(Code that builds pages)
— BEGIN —

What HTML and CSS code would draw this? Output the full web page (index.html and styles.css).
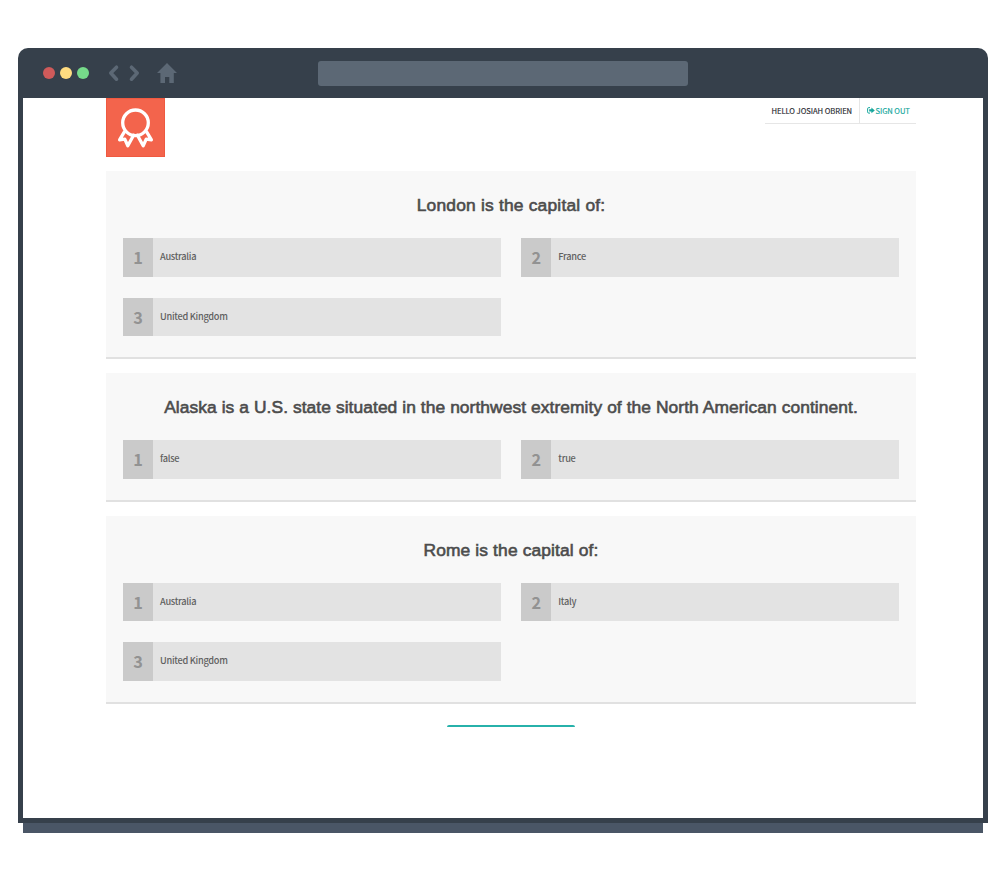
FILE: index.html
```
<!DOCTYPE html>
<html lang="en">
<head>
<meta charset="utf-8">
<title>Quiz</title>
<link rel="stylesheet" href="styles.css">
</head>
<body>
<div class="browser">
  <div class="toolbar">
    <div class="lights"><span class="light red"></span><span class="light yellow"></span><span class="light green"></span></div>
    <svg class="arrows" width="32" height="18" viewBox="0 0 32 18"><path d="M8.5 3.2 2.8 9l5.7 6.2M23.5 3.2 29.2 9l-5.7 6.2" fill="none" stroke="#5c6875" stroke-width="3.6" stroke-linecap="round" stroke-linejoin="round"/></svg>
    <svg class="home" width="20" height="20" viewBox="0 0 20 20"><path d="M10 0 20 10h-3.2v10h-4.5v-6H8v6H3.4V10H0z" fill="#5c6875"/></svg>
    <div class="address"></div>
  </div>
  <div class="page">
    <header class="header">
      <div class="logo">
        <svg width="59" height="59" viewBox="0 0 59 59" fill="none" stroke="#fff" stroke-width="3.3" stroke-linejoin="round" stroke-linecap="round"><circle cx="29.5" cy="24.8" r="12.8"/><path d="M18.2 34.2 13.6 41.8l5.2-.7 3 6.6 5.8-10.4M40.8 34.2l4.6 7.6-5.2-.7-3 6.6-5.8-10.4"/></svg>
      </div>
      <nav class="nav">
        <span class="hello">HELLO JOSIAH OBRIEN</span>
        <a class="signout"><svg width="8" height="7" viewBox="0 0 8 7"><path d="M3 .6H1.8Q.6.6.6 1.8v3.1q0 1.2 1.2 1.2H3" fill="none" stroke="#16a79d"/><path d="M2.2 2.3h2.2V.5L7.8 3.4 4.4 6.3V4.5H2.2z" fill="#16a79d"/></svg><span class="label">SIGN OUT</span></a>
      </nav>
    </header>
    <main class="questions">
      <section class="card">
        <h2><span class="q1">London is the capital of:</span></h2>
        <div class="options">
          <div class="option"><b>1</b><span>Australia</span></div>
          <div class="option"><b>2</b><span>France</span></div>
          <div class="option"><b>3</b><span>United Kingdom</span></div>
        </div>
      </section>
      <section class="card">
        <h2><span class="q2">Alaska is a U.S. state situated in the northwest extremity of the North American continent.</span></h2>
        <div class="options">
          <div class="option"><b>1</b><span>false</span></div>
          <div class="option"><b>2</b><span>true</span></div>
        </div>
      </section>
      <section class="card">
        <h2><span class="q3">Rome is the capital of:</span></h2>
        <div class="options">
          <div class="option"><b>1</b><span>Australia</span></div>
          <div class="option"><b>2</b><span>Italy</span></div>
          <div class="option"><b>3</b><span>United Kingdom</span></div>
        </div>
      </section>
    </main>
    <div class="submit"></div>
  </div>
</div>
<div class="base"></div>
</body>
</html>
```
FILE: styles.css
```
* { box-sizing: border-box; }
body { margin: 0; padding: 48px 18px 0; background: #fff; font-family: "Noto Sans CJK SC", "Noto Sans", sans-serif; }
.browser { width: 970px; height: 775px; background: #36404b; border-radius: 10px 10px 0 0; padding: 0 5px 5px; }
.toolbar { height: 50px; display: flex; align-items: center; padding-left: 20px; }
.lights { display: flex; gap: 5px; }
.light { width: 12px; height: 12px; border-radius: 50%; }
.red { background: #cf5a5a; }
.yellow { background: #ffdc80; }
.green { background: #76db8a; }
.arrows { margin-left: 19px; }
.home { margin-left: 17px; }
.address { width: 370px; height: 25px; margin-left: 141px; border-radius: 3px; background: #5c6875; }
.page { height: 720px; background: #fff; padding: 0 67px 0 83px; }
.header { height: 73.3px; display: flex; justify-content: space-between; align-items: flex-start; }
.logo { width: 59px; height: 59px; background: #f3644c; box-shadow: inset 0 0 0 1px #ef5940; }
.logo svg { display: block; }
.nav { display: flex; width: 151px; height: 26px; border-bottom: 1px solid #e6e6e6; font-size: 7.6px; line-height: 26px; white-space: nowrap; }
.hello { width: 95px; padding-left: 6.5px; border-right: 1px solid #e6e6e6; color: #2b2d33; letter-spacing: -.04px; -webkit-text-stroke: .15px; }
.signout { display: flex; align-items: center; gap: 1px; padding-left: 6.5px; color: #16a79d; letter-spacing: -.06px; -webkit-text-stroke: .15px; }
.questions { display: flex; flex-direction: column; gap: 14.2px; }
.card { background: #f8f8f8; border-bottom: 2px solid #e1e1e1; padding: 0 17px 21px; }
.card h2 { margin: 0; height: 67px; text-align: center; white-space: nowrap; font: 400 17.4px/69px "Liberation Sans", Arial, sans-serif; color: #4c4c4c; -webkit-text-stroke: .6px #4c4c4c; }
.q1 { letter-spacing: .2px; }
.q2 { letter-spacing: .07px; }
.q3 { letter-spacing: .13px; }
.options { display: grid; grid-template-columns: 377.5px 377.5px; gap: 21px 20.8px; }
.option { display: flex; height: 38.4px; background: #e3e3e3; }
.option b { width: 30px; background: #cacaca; color: #929292; font-size: 16.3px; line-height: 38px; text-align: center; }
.option span { padding-left: 7px; color: #606060; font-size: 9.2px; font-weight: 500; line-height: 36.4px; letter-spacing: -.27px; }
.submit { width: 128px; height: 2px; margin: 21px auto 0; border-radius: 2px 2px 0 0; background: #27b1aa; }
.base { width: 960px; height: 10px; margin-left: 5px; background: #4a5666; }
```
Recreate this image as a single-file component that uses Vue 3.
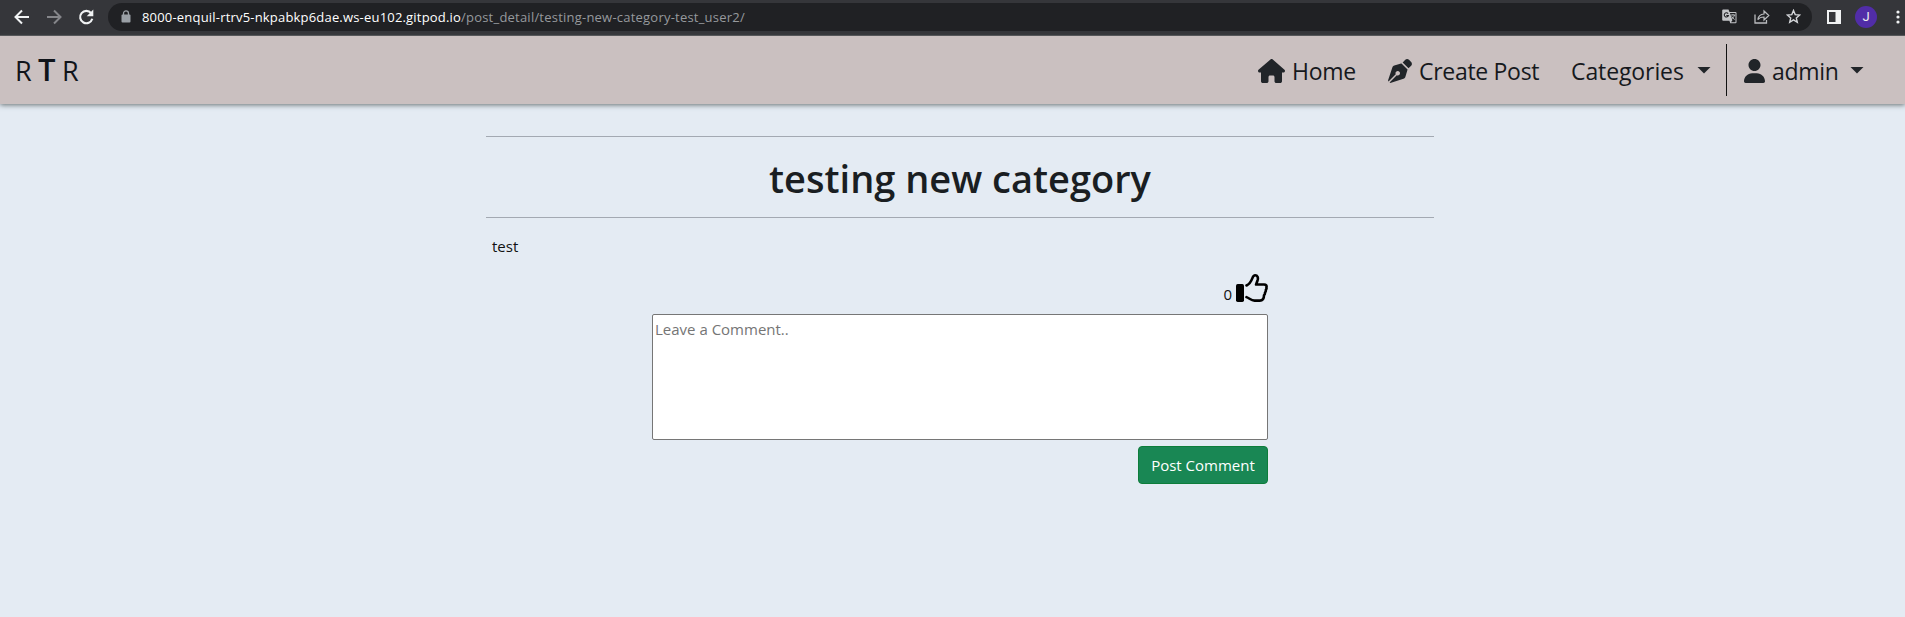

— END —

__PROBLEM__
From the material above, reproduce everything verbatim except the pictures.

__REPLY__
What HTML and CSS code would draw this? Output the full web page (index.html and styles.css).
FILE: index.html
```
<!DOCTYPE html>
<html lang="en">
<head>
<meta charset="utf-8">
<title>Quiz</title>
<link rel="stylesheet" href="styles.css">
</head>
<body>
<div class="browser">
  <div class="toolbar">
    <div class="lights"><span class="light red"></span><span class="light yellow"></span><span class="light green"></span></div>
    <svg class="arrows" width="32" height="18" viewBox="0 0 32 18"><path d="M8.5 3.2 2.8 9l5.7 6.2M23.5 3.2 29.2 9l-5.7 6.2" fill="none" stroke="#5c6875" stroke-width="3.6" stroke-linecap="round" stroke-linejoin="round"/></svg>
    <svg class="home" width="20" height="20" viewBox="0 0 20 20"><path d="M10 0 20 10h-3.2v10h-4.5v-6H8v6H3.4V10H0z" fill="#5c6875"/></svg>
    <div class="address"></div>
  </div>
  <div class="page">
    <header class="header">
      <div class="logo">
        <svg width="59" height="59" viewBox="0 0 59 59" fill="none" stroke="#fff" stroke-width="3.3" stroke-linejoin="round" stroke-linecap="round"><circle cx="29.5" cy="24.8" r="12.8"/><path d="M18.2 34.2 13.6 41.8l5.2-.7 3 6.6 5.8-10.4M40.8 34.2l4.6 7.6-5.2-.7-3 6.6-5.8-10.4"/></svg>
      </div>
      <nav class="nav">
        <span class="hello">HELLO JOSIAH OBRIEN</span>
        <a class="signout"><svg width="8" height="7" viewBox="0 0 8 7"><path d="M3 .6H1.8Q.6.6.6 1.8v3.1q0 1.2 1.2 1.2H3" fill="none" stroke="#16a79d"/><path d="M2.2 2.3h2.2V.5L7.8 3.4 4.4 6.3V4.5H2.2z" fill="#16a79d"/></svg><span class="label">SIGN OUT</span></a>
      </nav>
    </header>
    <main class="questions">
      <section class="card">
        <h2><span class="q1">London is the capital of:</span></h2>
        <div class="options">
          <div class="option"><b>1</b><span>Australia</span></div>
          <div class="option"><b>2</b><span>France</span></div>
          <div class="option"><b>3</b><span>United Kingdom</span></div>
        </div>
      </section>
      <section class="card">
        <h2><span class="q2">Alaska is a U.S. state situated in the northwest extremity of the North American continent.</span></h2>
        <div class="options">
          <div class="option"><b>1</b><span>false</span></div>
          <div class="option"><b>2</b><span>true</span></div>
        </div>
      </section>
      <section class="card">
        <h2><span class="q3">Rome is the capital of:</span></h2>
        <div class="options">
          <div class="option"><b>1</b><span>Australia</span></div>
          <div class="option"><b>2</b><span>Italy</span></div>
          <div class="option"><b>3</b><span>United Kingdom</span></div>
        </div>
      </section>
    </main>
    <div class="submit"></div>
  </div>
</div>
<div class="base"></div>
</body>
</html>
```
FILE: styles.css
```
* { box-sizing: border-box; }
body { margin: 0; padding: 48px 18px 0; background: #fff; font-family: "Noto Sans CJK SC", "Noto Sans", sans-serif; }
.browser { width: 970px; height: 775px; background: #36404b; border-radius: 10px 10px 0 0; padding: 0 5px 5px; }
.toolbar { height: 50px; display: flex; align-items: center; padding-left: 20px; }
.lights { display: flex; gap: 5px; }
.light { width: 12px; height: 12px; border-radius: 50%; }
.red { background: #cf5a5a; }
.yellow { background: #ffdc80; }
.green { background: #76db8a; }
.arrows { margin-left: 19px; }
.home { margin-left: 17px; }
.address { width: 370px; height: 25px; margin-left: 141px; border-radius: 3px; background: #5c6875; }
.page { height: 720px; background: #fff; padding: 0 67px 0 83px; }
.header { height: 73.3px; display: flex; justify-content: space-between; align-items: flex-start; }
.logo { width: 59px; height: 59px; background: #f3644c; box-shadow: inset 0 0 0 1px #ef5940; }
.logo svg { display: block; }
.nav { display: flex; width: 151px; height: 26px; border-bottom: 1px solid #e6e6e6; font-size: 7.6px; line-height: 26px; white-space: nowrap; }
.hello { width: 95px; padding-left: 6.5px; border-right: 1px solid #e6e6e6; color: #2b2d33; letter-spacing: -.04px; -webkit-text-stroke: .15px; }
.signout { display: flex; align-items: center; gap: 1px; padding-left: 6.5px; color: #16a79d; letter-spacing: -.06px; -webkit-text-stroke: .15px; }
.questions { display: flex; flex-direction: column; gap: 14.2px; }
.card { background: #f8f8f8; border-bottom: 2px solid #e1e1e1; padding: 0 17px 21px; }
.card h2 { margin: 0; height: 67px; text-align: center; white-space: nowrap; font: 400 17.4px/69px "Liberation Sans", Arial, sans-serif; color: #4c4c4c; -webkit-text-stroke: .6px #4c4c4c; }
.q1 { letter-spacing: .2px; }
.q2 { letter-spacing: .07px; }
.q3 { letter-spacing: .13px; }
.options { display: grid; grid-template-columns: 377.5px 377.5px; gap: 21px 20.8px; }
.option { display: flex; height: 38.4px; background: #e3e3e3; }
.option b { width: 30px; background: #cacaca; color: #929292; font-size: 16.3px; line-height: 38px; text-align: center; }
.option span { padding-left: 7px; color: #606060; font-size: 9.2px; font-weight: 500; line-height: 36.4px; letter-spacing: -.27px; }
.submit { width: 128px; height: 2px; margin: 21px auto 0; border-radius: 2px 2px 0 0; background: #27b1aa; }
.base { width: 960px; height: 10px; margin-left: 5px; background: #4a5666; }
```
Recreate this image as a single-file component that uses Vue 3.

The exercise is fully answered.